Opinion
April 15, 1996
Appeal from the Supreme Court, Dutchess County (Hillery, J.).
Ordered that the order is reversed insofar as appealed from, on the law, with costs, and the branches of the defendants' motion which were for leave to amend the answer and for partial summary judgment are denied in their entirety.
The Supreme Court erred by granting the respondents leave to amend the answer to assert a third affirmative defense to the plaintiff's cause of action to recover damages for breach of a covenant of the lease. While permission to serve amended pleadings should be freely granted (CPLR 3025 [b]), a pleading that is totally devoid of merit should not be allowed ( see, Krupp v. Aetna Life Cas. Co., 104 A.D.2d 857; Taylor v. Taylor, 84 A.D.2d 947). Contrary to the respondents' contention, the plaintiff did not waive her right to hold the respondents in default by accepting the rent after serving a notice of termination of the lease since the parties mutually assented to the nonwaiver clause in the lease ( see, Jefpaul Garage Corp. v Presbyterian Hosp., 61 N.Y.2d 442, 446; Matter of Castaldo [Harrington], 212 A.D.2d 1004).

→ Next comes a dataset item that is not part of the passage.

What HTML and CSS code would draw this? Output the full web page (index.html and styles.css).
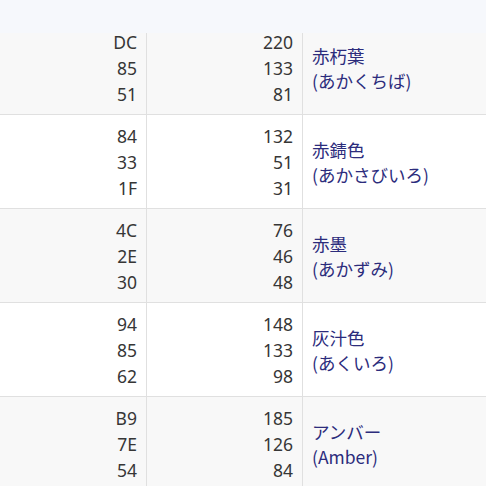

The respondents' contention that the Supreme Court erred by denying the branch of the defendants' motion which was to amend the answer to add an affirmative defense that the plaintiff's notice of termination was defective cannot be considered on this appeal because the respondents have not cross-appealed ( see, Al-Ev Constr. Corp. v. Ahern Maintenance Supply Corp., 141 A.D.2d 591, 592-593; Davis v. Weg, 104 A.D.2d 617, 620). Thompson, J.P., Sullivan, Pizzuto and McGinity, JJ., concur.